Exclusive: Singapore battery startup nets $4.1M from Petronas to build in Oklahoma
- Katie Fehrenbacher, author of Axios Pro: Climate Deals

Green Li-ion's modular battery recycling system. Photo: Courtesy of Green Li-ion.
A Singapore battery-recycling startup, Green Li-ion, has secured funding from the VC arm of Malaysian oil company Petronas, the company tells Axios exclusively, a round that will help build out an Oklahoma factory.
Driving the news: Green Li-ion, founded in 2020, just closed $4.1 million from Twin Towers Ventures, the venture capital arm of Petronas.
- Green Li-ion also plans to raise a Series B round of $50 million to $80 million in the first quarter of next year, says CEO and co-founder Leon Farrant.

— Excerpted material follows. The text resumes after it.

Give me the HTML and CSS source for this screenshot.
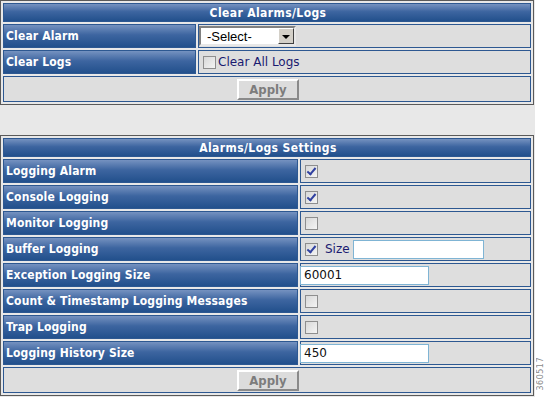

- The funding rounds will partly go toward building out a facility in Oklahoma that will showcase its battery-recycling technologies, which include turning waste battery scrap or used batteries into cathode battery materials.
- The company raised $20.5 million in March.
Zoom in: Green Li-ion uses a hydrometallurgy process, which uses a liquid solution to extract metals from the battery waste.
- The company sells its modular battery-recycling tech to companies that are already working with recycled batteries and/or have waste streams, like big battery makers, recyclers and processors.
Big picture: The Biden administration has used the Inflation Reduction Act and the Infrastructure Bill to supercharge a domestic battery-manufacturing and recycling supply chain and is supporting recycling companies like Redwood Materials and Ascend Elements.
- Private funding is now following the signal of government support.
- Recycled battery materials will play a key role in the ecosystem as the supply of new materials like lithium are dominated by global players like China. The U.S. only has a tiny piece of the new battery-materials production market.